Goal of the exercise: Each line of the listing must be transcribed exactly, except for the images, which should be excluded.

Information shown:
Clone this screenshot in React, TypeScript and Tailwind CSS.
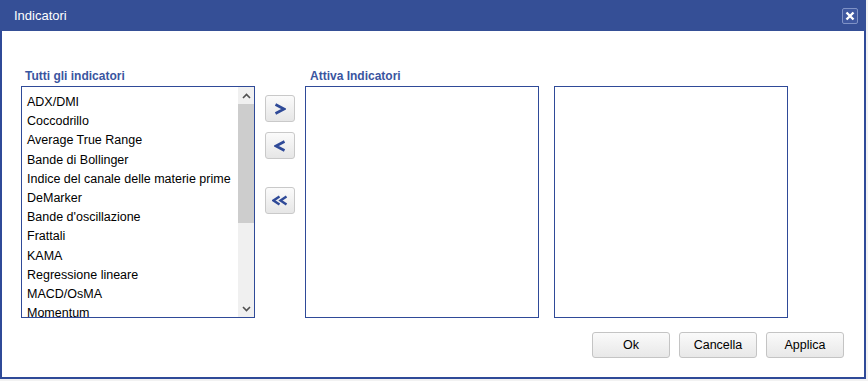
import { useState } from 'react';

const indicators = [
  'ADX/DMI',
  'Coccodrillo',
  'Average True Range',
  'Bande di Bollinger',
  'Indice del canale delle materie prime',
  'DeMarker',
  "Bande d'oscillazione",
  'Frattali',
  'KAMA',
  'Regressione lineare',
  'MACD/OsMA',
  'Momentum',
];

function MoveButton({ children, className = '' }: { children: React.ReactNode; className?: string }) {
  return (
    <button
      className={`w-[30px] h-[27px] rounded-[3px] border border-[#c9c9c9] bg-gradient-to-b from-[#fbfbfb] to-[#e6e6e6] flex items-center justify-center ${className}`}
    >
      {children}
    </button>
  );
}

function FooterButton({ label }: { label: string }) {
  return (
    <button className="w-[78px] h-[26px] rounded-[3px] border border-[#c4c4c4] bg-gradient-to-b from-[#fafafa] to-[#e8e8e8] text-[12.5px] text-black">
      {label}
    </button>
  );
}

function App() {
  const [selected] = useState<string | null>(null);

  return (
    <div className="w-[868px] h-[381px] bg-[#f2f2f2] font-['Liberation_Sans',Arial,sans-serif]">
      <div className="w-[866px] h-[379px] bg-white border-2 border-t-0 border-[#2f4a98] flex flex-col">
        {/* title bar */}
        <div className="h-[31px] -mx-[2px] bg-[#354f96] flex items-center justify-between pl-[14px] pr-[8px]">
          <span className="text-white text-[13px]">Indicatori</span>
          <div className="w-[16px] h-[16px] rounded-[2px] border border-[#7f92c6] bg-[#3f58a0] flex items-center justify-center">
            <svg width="10" height="10" viewBox="0 0 10 10">
              <path d="M1.5 1.5 L8.5 8.5 M8.5 1.5 L1.5 8.5" stroke="white" strokeWidth="2.4" />
            </svg>
          </div>
        </div>

        <div className="flex pl-[19px] pt-[36px]">
          {/* all indicators */}
          <div className="flex flex-col">
            <div className="text-[12px] font-bold text-[#3a55a0] pl-[4px] h-[19px]">Tutti gli indicatori</div>
            <div className="w-[234px] h-[232px] border border-[#2f4a98] flex overflow-hidden">
              <div className="flex-1 pl-[5px] pt-[6px] text-[12.5px] text-black">
                {indicators.map((name) => (
                  <div key={name} className={`h-[19.2px] leading-[19px] whitespace-nowrap ${selected === name ? 'bg-[#cfd9ef]' : ''}`}>
                    {name}
                  </div>
                ))}
              </div>
              <div className="w-[16px] bg-[#f0f0f0] flex flex-col">
                <div className="h-[17px] flex items-center justify-center">
                  <svg width="9" height="6" viewBox="0 0 9 6">
                    <path d="M1 5 L4.5 1.5 L8 5" fill="none" stroke="#505050" strokeWidth="1.6" />
                  </svg>
                </div>
                <div className="h-[119px] bg-[#cdcdcd]" />
                <div className="flex-1" />
                <div className="h-[17px] flex items-center justify-center">
                  <svg width="9" height="6" viewBox="0 0 9 6">
                    <path d="M1 1 L4.5 4.5 L8 1" fill="none" stroke="#505050" strokeWidth="1.6" />
                  </svg>
                </div>
              </div>
            </div>
          </div>

          {/* move buttons */}
          <div className="flex flex-col pt-[28px] ml-[10px] w-[30px]">
            <MoveButton>
              <svg width="12" height="12" viewBox="0 0 12 12">
                <path d="M1.5 1.5 L10 6 L1.5 10.5" fill="none" stroke="#2f4a98" strokeWidth="2.6" strokeLinejoin="miter" />
              </svg>
            </MoveButton>
            <MoveButton className="mt-[10px]">
              <svg width="12" height="12" viewBox="0 0 12 12">
                <path d="M10.5 1.5 L2 6 L10.5 10.5" fill="none" stroke="#2f4a98" strokeWidth="2.6" strokeLinejoin="miter" />
              </svg>
            </MoveButton>
            <MoveButton className="mt-[28px]">
              <svg width="16" height="11" viewBox="0 0 16 11">
                <path d="M7.5 1.5 L1.5 5.5 L7.5 9.5 M14.5 1.5 L8.5 5.5 L14.5 9.5" fill="none" stroke="#2f4a98" strokeWidth="2.4" strokeLinejoin="miter" />
              </svg>
            </MoveButton>
          </div>

          {/* active */}
          <div className="flex flex-col ml-[10px]">
            <div className="text-[12px] font-bold text-[#3a55a0] pl-[5px] h-[19px]">Attiva Indicatori</div>
            <div className="flex gap-[15px]">
              <div className="w-[234px] h-[232px] border border-[#2f4a98]" />
              <div className="w-[234px] h-[232px] border border-[#2f4a98]" />
            </div>
          </div>
        </div>

        {/* footer */}
        <div className="flex justify-end gap-[9px] pr-[20px] mt-[14px]">
          <FooterButton label="Ok" />
          <FooterButton label="Cancella" />
          <FooterButton label="Applica" />
        </div>
      </div>
    </div>
  );
}

export default App;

Right answer:
Clone this screenshot in React, TypeScript and Tailwind CSS.
import { useState } from 'react';

const indicators = [
  'ADX/DMI',
  'Coccodrillo',
  'Average True Range',
  'Bande di Bollinger',
  'Indice del canale delle materie prime',
  'DeMarker',
  "Bande d'oscillazione",
  'Frattali',
  'KAMA',
  'Regressione lineare',
  'MACD/OsMA',
  'Momentum',
];

function MoveButton({ children, className = '' }: { children: React.ReactNode; className?: string }) {
  return (
    <button
      className={`w-[30px] h-[27px] rounded-[3px] border border-[#c9c9c9] bg-gradient-to-b from-[#fbfbfb] to-[#e6e6e6] flex items-center justify-center ${className}`}
    >
      {children}
    </button>
  );
}

function FooterButton({ label }: { label: string }) {
  return (
    <button className="w-[78px] h-[26px] rounded-[3px] border border-[#c4c4c4] bg-gradient-to-b from-[#fafafa] to-[#e8e8e8] text-[12.5px] text-black">
      {label}
    </button>
  );
}

function App() {
  const [selected] = useState<string | null>(null);

  return (
    <div className="w-[868px] h-[381px] bg-[#f2f2f2] font-['Liberation_Sans',Arial,sans-serif]">
      <div className="w-[866px] h-[379px] bg-white border-2 border-t-0 border-[#2f4a98] flex flex-col">
        {/* title bar */}
        <div className="h-[31px] -mx-[2px] bg-[#354f96] flex items-center justify-between pl-[14px] pr-[8px]">
          <span className="text-white text-[13px]">Indicatori</span>
          <div className="w-[16px] h-[16px] rounded-[2px] border border-[#7f92c6] bg-[#3f58a0] flex items-center justify-center">
            <svg width="10" height="10" viewBox="0 0 10 10">
              <path d="M1.5 1.5 L8.5 8.5 M8.5 1.5 L1.5 8.5" stroke="white" strokeWidth="2.4" />
            </svg>
          </div>
        </div>

        <div className="flex pl-[19px] pt-[36px]">
          {/* all indicators */}
          <div className="flex flex-col">
            <div className="text-[12px] font-bold text-[#3a55a0] pl-[4px] h-[19px]">Tutti gli indicatori</div>
            <div className="w-[234px] h-[232px] border border-[#2f4a98] flex overflow-hidden">
              <div className="flex-1 pl-[5px] pt-[6px] text-[12.5px] text-black">
                {indicators.map((name) => (
                  <div key={name} className={`h-[19.2px] leading-[19px] whitespace-nowrap ${selected === name ? 'bg-[#cfd9ef]' : ''}`}>
                    {name}
                  </div>
                ))}
              </div>
              <div className="w-[16px] bg-[#f0f0f0] flex flex-col">
                <div className="h-[17px] flex items-center justify-center">
                  <svg width="9" height="6" viewBox="0 0 9 6">
                    <path d="M1 5 L4.5 1.5 L8 5" fill="none" stroke="#505050" strokeWidth="1.6" />
                  </svg>
                </div>
                <div className="h-[119px] bg-[#cdcdcd]" />
                <div className="flex-1" />
                <div className="h-[17px] flex items-center justify-center">
                  <svg width="9" height="6" viewBox="0 0 9 6">
                    <path d="M1 1 L4.5 4.5 L8 1" fill="none" stroke="#505050" strokeWidth="1.6" />
                  </svg>
                </div>
              </div>
            </div>
          </div>

          {/* move buttons */}
          <div className="flex flex-col pt-[28px] ml-[10px] w-[30px]">
            <MoveButton>
              <svg width="12" height="12" viewBox="0 0 12 12">
                <path d="M1.5 1.5 L10 6 L1.5 10.5" fill="none" stroke="#2f4a98" strokeWidth="2.6" strokeLinejoin="miter" />
              </svg>
            </MoveButton>
            <MoveButton className="mt-[10px]">
              <svg width="12" height="12" viewBox="0 0 12 12">
                <path d="M10.5 1.5 L2 6 L10.5 10.5" fill="none" stroke="#2f4a98" strokeWidth="2.6" strokeLinejoin="miter" />
              </svg>
            </MoveButton>
            <MoveButton className="mt-[28px]">
              <svg width="16" height="11" viewBox="0 0 16 11">
                <path d="M7.5 1.5 L1.5 5.5 L7.5 9.5 M14.5 1.5 L8.5 5.5 L14.5 9.5" fill="none" stroke="#2f4a98" strokeWidth="2.4" strokeLinejoin="miter" />
              </svg>
            </MoveButton>
          </div>

          {/* active */}
          <div className="flex flex-col ml-[10px]">
            <div className="text-[12px] font-bold text-[#3a55a0] pl-[5px] h-[19px]">Attiva Indicatori</div>
            <div className="flex gap-[15px]">
              <div className="w-[234px] h-[232px] border border-[#2f4a98]" />
              <div className="w-[234px] h-[232px] border border-[#2f4a98]" />
            </div>
          </div>
        </div>

        {/* footer */}
        <div className="flex justify-end gap-[9px] pr-[20px] mt-[14px]">
          <FooterButton label="Ok" />
          <FooterButton label="Cancella" />
          <FooterButton label="Applica" />
        </div>
      </div>
    </div>
  );
}

export default App;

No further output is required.